╔══
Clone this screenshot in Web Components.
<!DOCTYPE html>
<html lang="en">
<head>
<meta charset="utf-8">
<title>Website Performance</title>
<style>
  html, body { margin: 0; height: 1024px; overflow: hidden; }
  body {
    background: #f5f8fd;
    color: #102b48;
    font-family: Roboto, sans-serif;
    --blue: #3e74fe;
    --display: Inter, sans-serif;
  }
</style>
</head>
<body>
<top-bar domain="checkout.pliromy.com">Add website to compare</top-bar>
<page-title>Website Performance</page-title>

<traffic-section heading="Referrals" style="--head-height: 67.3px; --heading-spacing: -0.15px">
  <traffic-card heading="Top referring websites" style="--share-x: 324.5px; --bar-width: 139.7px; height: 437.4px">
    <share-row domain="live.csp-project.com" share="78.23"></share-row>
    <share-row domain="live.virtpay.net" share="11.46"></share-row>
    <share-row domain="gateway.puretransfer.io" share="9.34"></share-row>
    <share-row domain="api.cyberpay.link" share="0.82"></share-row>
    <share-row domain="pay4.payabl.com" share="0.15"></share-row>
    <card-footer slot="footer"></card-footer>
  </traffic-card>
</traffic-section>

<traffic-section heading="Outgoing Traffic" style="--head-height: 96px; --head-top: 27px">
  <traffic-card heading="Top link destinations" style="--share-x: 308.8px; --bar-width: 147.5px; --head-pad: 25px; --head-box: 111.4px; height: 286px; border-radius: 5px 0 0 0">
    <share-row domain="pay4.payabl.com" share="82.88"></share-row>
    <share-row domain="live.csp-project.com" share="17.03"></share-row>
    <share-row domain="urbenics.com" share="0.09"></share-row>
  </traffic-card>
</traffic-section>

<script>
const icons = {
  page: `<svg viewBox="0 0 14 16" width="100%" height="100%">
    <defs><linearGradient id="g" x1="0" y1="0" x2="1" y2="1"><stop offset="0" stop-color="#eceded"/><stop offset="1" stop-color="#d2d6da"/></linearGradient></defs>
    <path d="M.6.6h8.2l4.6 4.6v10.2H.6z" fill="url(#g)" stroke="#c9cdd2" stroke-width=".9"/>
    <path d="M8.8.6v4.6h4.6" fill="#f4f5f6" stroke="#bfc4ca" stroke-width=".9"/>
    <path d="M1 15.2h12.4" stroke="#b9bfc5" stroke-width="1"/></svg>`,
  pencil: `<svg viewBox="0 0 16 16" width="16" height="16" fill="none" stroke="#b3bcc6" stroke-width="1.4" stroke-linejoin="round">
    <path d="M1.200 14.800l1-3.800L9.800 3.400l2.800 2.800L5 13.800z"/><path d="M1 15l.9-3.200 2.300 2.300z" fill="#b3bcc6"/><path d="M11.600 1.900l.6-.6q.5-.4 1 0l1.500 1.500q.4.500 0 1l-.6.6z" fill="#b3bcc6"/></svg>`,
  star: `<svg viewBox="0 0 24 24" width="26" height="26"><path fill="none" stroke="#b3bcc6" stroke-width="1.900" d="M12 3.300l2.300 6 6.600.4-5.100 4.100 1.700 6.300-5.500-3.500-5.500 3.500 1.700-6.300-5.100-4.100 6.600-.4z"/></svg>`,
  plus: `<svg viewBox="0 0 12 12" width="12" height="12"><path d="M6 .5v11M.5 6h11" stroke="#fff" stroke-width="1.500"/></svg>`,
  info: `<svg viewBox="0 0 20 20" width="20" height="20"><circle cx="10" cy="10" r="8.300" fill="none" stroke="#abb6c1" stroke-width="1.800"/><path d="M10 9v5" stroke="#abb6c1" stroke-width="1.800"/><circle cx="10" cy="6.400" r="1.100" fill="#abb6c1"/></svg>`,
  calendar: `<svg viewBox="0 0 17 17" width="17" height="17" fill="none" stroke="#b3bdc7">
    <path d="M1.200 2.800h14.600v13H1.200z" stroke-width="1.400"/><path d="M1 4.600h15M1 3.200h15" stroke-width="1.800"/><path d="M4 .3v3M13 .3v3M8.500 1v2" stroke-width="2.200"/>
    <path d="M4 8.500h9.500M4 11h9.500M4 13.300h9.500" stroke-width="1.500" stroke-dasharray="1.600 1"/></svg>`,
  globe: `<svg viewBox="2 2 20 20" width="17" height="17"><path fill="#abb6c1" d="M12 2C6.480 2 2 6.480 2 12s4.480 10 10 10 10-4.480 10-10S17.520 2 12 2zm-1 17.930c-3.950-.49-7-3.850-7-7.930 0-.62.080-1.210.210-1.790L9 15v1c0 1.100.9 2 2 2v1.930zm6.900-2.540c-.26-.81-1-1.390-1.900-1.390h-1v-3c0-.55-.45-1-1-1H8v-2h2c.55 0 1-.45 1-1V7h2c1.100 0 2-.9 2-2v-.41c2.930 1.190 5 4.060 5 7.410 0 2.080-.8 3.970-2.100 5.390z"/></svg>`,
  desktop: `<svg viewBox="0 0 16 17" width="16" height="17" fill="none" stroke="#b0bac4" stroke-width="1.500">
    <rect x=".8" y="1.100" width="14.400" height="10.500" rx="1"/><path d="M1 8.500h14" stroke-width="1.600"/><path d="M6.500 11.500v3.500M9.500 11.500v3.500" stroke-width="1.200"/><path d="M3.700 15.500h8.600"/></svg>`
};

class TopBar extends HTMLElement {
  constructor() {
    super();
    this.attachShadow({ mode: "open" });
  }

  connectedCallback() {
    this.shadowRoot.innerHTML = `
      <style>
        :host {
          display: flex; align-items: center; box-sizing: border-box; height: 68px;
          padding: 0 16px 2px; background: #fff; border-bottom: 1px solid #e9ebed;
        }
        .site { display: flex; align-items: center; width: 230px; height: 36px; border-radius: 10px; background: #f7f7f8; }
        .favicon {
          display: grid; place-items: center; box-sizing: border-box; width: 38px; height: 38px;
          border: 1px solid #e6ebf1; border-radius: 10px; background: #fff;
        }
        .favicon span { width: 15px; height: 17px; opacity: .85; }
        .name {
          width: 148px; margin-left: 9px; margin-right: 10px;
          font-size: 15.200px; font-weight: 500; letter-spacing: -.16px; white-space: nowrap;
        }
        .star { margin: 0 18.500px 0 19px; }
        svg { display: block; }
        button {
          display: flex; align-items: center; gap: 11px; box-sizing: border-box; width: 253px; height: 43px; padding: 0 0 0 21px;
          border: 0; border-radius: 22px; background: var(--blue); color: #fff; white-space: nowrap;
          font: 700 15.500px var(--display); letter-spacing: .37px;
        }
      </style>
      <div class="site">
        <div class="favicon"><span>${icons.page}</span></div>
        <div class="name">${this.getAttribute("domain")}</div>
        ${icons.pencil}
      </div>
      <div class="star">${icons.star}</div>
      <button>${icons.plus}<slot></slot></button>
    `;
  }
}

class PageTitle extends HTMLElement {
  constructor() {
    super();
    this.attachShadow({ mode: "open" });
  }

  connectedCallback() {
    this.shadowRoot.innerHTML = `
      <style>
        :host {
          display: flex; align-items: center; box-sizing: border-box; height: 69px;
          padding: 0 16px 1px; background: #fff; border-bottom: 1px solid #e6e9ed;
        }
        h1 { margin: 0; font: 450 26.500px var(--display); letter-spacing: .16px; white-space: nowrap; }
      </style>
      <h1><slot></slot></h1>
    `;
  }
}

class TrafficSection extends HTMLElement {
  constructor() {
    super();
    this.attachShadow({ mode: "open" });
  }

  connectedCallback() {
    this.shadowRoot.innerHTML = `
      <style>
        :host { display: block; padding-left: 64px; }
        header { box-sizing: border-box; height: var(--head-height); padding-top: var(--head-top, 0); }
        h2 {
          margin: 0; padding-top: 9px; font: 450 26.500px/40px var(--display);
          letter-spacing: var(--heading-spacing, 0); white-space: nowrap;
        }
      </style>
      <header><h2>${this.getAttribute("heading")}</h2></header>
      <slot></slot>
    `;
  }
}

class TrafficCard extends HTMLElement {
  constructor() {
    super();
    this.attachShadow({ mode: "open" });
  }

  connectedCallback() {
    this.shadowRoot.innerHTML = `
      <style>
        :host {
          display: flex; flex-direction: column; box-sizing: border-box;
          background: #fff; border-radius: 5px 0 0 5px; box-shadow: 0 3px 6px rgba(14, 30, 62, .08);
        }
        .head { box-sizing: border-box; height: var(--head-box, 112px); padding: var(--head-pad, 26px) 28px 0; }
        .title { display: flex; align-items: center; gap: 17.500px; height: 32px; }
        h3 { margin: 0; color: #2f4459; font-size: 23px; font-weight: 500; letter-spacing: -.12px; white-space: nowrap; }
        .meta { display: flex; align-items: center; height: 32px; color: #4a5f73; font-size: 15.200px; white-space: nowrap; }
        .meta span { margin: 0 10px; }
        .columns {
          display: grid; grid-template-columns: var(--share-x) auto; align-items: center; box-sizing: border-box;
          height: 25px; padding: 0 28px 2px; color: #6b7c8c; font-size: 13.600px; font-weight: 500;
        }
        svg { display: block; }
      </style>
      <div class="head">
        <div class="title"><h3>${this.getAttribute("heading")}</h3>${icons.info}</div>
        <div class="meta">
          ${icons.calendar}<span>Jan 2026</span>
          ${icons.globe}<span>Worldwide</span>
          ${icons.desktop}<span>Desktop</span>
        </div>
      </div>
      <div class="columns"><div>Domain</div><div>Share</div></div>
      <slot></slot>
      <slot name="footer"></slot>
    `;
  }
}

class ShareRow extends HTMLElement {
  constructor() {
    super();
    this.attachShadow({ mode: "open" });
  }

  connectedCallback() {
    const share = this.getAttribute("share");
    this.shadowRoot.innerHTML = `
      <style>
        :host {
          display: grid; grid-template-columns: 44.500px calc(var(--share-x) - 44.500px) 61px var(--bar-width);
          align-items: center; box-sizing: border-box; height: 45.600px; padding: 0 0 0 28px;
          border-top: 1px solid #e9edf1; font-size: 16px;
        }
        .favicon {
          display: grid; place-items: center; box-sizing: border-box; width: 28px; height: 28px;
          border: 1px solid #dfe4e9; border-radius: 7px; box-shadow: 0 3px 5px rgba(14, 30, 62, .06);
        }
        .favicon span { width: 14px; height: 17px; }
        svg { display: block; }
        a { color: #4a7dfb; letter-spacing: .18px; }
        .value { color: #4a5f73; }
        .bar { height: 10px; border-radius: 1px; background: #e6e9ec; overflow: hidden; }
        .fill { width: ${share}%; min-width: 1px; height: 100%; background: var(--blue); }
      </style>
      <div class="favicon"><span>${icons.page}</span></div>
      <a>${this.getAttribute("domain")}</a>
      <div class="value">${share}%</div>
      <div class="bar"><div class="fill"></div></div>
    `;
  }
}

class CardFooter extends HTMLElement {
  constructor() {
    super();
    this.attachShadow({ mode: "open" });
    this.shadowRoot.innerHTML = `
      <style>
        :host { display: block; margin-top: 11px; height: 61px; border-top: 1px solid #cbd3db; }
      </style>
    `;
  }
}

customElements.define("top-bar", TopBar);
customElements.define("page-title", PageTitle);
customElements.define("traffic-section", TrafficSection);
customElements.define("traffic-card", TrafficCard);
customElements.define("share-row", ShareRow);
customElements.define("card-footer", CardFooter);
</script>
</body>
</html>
╚══
╔══
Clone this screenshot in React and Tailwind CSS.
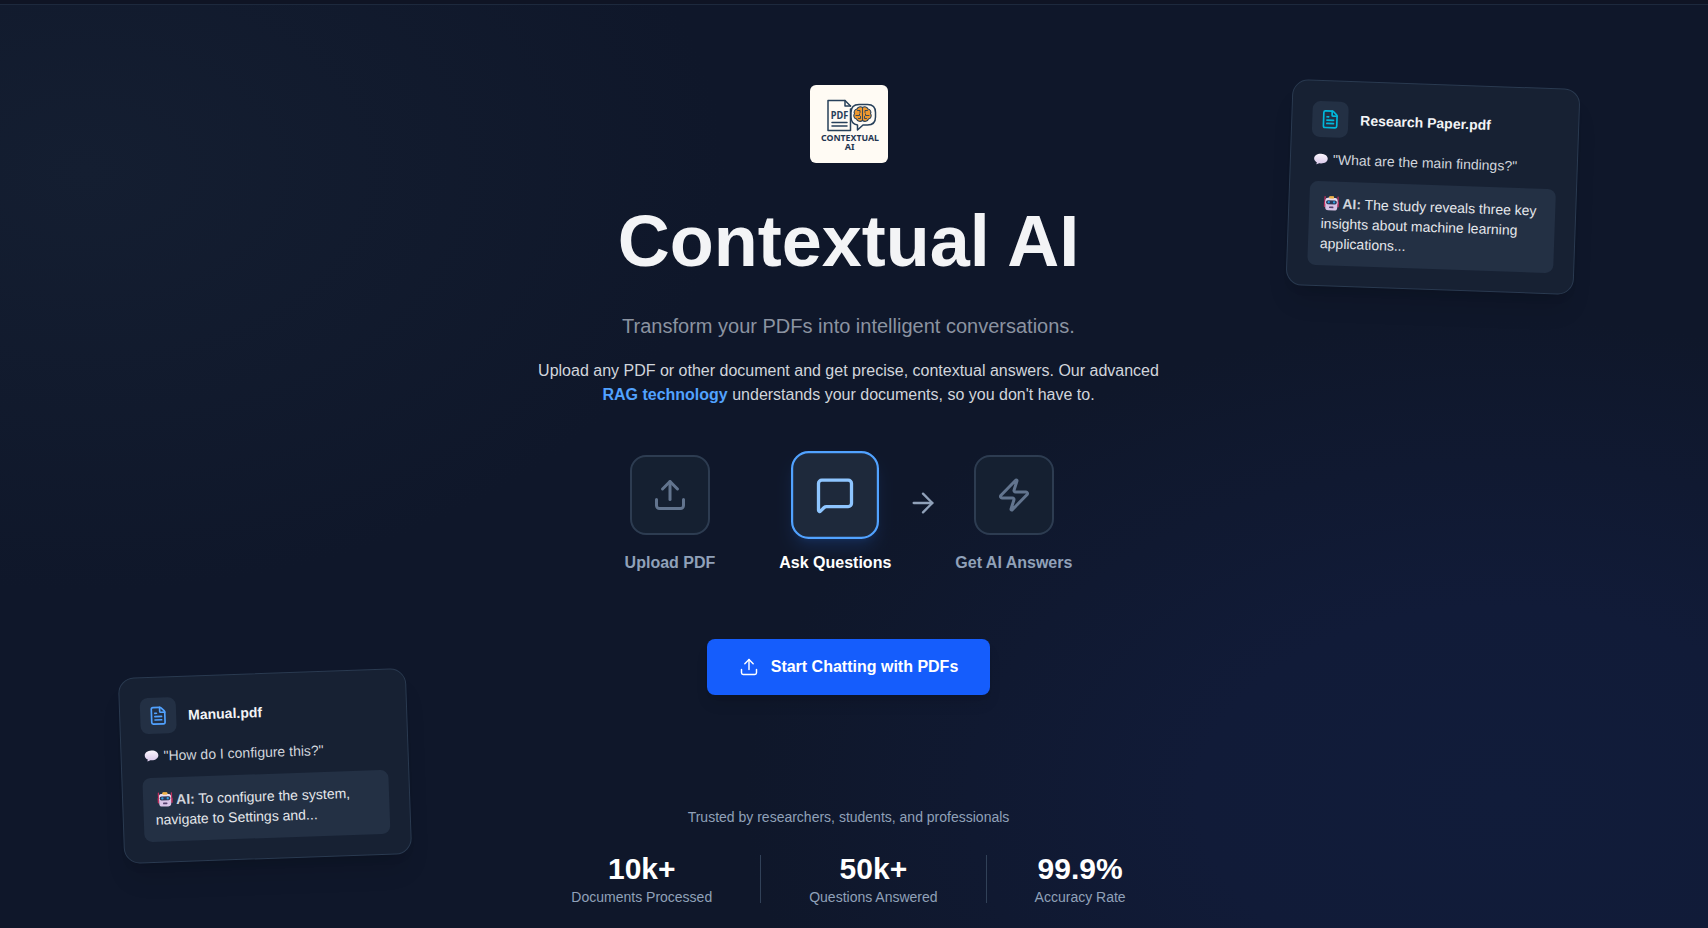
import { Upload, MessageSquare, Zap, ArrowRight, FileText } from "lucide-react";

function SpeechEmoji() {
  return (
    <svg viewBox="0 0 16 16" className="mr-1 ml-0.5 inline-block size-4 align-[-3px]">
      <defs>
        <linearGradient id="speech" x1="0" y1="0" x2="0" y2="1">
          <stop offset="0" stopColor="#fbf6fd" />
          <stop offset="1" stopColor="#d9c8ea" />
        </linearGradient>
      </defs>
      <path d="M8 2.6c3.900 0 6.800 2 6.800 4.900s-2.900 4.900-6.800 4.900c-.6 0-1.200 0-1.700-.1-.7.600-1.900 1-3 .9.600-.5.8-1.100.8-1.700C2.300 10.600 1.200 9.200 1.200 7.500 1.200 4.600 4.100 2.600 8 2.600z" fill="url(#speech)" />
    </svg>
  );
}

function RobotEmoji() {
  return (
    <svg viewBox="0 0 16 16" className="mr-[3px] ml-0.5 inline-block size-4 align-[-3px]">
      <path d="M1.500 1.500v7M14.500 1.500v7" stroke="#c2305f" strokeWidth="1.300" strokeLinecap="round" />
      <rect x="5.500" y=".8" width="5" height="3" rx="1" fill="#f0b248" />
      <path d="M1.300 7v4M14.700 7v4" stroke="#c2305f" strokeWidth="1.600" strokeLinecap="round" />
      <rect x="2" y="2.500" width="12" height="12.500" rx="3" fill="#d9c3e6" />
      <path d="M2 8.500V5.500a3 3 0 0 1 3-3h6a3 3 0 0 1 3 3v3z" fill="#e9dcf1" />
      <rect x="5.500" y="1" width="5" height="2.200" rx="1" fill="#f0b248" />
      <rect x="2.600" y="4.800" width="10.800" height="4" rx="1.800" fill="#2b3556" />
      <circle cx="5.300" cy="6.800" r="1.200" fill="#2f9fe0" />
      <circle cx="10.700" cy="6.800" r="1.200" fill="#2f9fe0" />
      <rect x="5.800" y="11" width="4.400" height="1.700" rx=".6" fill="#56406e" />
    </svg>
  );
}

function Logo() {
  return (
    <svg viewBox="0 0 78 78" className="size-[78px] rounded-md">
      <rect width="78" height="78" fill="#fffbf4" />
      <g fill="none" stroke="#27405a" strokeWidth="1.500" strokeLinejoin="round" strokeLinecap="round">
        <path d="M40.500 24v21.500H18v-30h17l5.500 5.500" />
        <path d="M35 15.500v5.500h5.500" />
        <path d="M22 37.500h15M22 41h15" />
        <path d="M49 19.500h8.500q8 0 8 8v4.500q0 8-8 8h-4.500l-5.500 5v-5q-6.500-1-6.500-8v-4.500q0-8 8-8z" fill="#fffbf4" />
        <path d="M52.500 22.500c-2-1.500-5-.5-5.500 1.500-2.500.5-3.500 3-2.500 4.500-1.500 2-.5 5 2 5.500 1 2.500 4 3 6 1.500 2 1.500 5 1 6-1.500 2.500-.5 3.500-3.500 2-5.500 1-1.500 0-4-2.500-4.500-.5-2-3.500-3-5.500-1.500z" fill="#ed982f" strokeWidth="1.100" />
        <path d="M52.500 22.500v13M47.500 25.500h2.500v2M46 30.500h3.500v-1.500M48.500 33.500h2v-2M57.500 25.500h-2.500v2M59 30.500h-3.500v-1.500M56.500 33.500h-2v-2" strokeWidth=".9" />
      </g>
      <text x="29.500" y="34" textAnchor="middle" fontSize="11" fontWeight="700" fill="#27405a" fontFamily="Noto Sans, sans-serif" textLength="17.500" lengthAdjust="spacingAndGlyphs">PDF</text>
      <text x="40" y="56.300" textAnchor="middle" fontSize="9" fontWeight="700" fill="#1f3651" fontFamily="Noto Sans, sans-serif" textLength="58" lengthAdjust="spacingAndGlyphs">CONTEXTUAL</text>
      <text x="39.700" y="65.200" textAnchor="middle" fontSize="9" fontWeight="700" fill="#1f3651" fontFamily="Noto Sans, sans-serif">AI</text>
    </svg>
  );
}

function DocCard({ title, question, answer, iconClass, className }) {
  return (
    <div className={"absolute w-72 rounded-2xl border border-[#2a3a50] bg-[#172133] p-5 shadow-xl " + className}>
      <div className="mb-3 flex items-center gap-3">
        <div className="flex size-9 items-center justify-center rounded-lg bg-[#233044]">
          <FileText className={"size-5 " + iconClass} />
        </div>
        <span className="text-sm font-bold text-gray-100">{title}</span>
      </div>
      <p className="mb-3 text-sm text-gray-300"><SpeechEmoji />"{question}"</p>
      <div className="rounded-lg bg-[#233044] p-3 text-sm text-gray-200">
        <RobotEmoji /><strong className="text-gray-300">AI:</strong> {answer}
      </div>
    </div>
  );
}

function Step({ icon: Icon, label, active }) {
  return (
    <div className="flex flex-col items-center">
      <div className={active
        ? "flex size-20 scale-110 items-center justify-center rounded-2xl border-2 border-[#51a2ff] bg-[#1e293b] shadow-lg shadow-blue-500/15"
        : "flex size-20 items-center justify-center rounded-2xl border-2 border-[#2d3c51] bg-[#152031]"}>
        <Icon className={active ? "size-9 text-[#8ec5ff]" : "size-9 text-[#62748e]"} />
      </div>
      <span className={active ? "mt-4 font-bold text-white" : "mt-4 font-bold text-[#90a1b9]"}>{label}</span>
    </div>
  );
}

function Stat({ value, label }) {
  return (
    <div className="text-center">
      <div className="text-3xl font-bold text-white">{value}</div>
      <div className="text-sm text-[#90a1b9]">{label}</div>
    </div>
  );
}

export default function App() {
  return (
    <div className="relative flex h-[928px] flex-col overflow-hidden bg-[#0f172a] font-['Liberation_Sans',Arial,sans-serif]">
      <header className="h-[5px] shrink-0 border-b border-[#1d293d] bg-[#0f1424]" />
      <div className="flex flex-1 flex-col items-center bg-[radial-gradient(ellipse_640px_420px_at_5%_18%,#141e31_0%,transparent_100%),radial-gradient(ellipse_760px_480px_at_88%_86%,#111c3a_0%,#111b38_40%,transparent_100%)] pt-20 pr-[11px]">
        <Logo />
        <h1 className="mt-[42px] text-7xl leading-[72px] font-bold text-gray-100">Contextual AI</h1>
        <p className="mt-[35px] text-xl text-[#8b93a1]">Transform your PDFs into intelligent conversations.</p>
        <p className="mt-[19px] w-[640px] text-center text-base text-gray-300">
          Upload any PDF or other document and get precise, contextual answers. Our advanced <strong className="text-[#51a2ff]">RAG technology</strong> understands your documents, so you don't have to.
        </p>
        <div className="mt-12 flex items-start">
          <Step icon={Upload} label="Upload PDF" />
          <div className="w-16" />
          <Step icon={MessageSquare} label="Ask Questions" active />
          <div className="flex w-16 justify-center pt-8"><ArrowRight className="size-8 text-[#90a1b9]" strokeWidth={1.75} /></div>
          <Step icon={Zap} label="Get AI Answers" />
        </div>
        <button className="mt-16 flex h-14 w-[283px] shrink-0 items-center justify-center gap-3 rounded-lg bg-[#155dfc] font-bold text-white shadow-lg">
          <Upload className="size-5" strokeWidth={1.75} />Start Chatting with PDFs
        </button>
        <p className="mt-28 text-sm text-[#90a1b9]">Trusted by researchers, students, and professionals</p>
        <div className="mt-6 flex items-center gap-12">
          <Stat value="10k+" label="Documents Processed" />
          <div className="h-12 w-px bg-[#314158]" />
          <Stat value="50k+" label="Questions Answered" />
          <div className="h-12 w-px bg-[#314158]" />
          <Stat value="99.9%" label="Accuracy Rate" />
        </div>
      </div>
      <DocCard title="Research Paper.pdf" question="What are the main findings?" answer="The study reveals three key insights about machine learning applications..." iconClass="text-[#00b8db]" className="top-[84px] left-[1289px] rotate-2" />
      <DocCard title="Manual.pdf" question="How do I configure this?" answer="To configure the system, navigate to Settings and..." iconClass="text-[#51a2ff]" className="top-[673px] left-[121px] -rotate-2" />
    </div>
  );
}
╚══
▸ **WHAT THE EXERCISE ASKS**
The lines to be given again exactly are those from the one containing "Clone this screenshot in Web Components." up to and including the one containing "<page-title>Website Performance</page-title>".

▸ **RESULT**
Clone this screenshot in Web Components.
<!DOCTYPE html>
<html lang="en">
<head>
<meta charset="utf-8">
<title>Website Performance</title>
<style>
  html, body { margin: 0; height: 1024px; overflow: hidden; }
  body {
    background: #f5f8fd;
    color: #102b48;
    font-family: Roboto, sans-serif;
    --blue: #3e74fe;
    --display: Inter, sans-serif;
  }
</style>
</head>
<body>
<top-bar domain="checkout.pliromy.com">Add website to compare</top-bar>
<page-title>Website Performance</page-title>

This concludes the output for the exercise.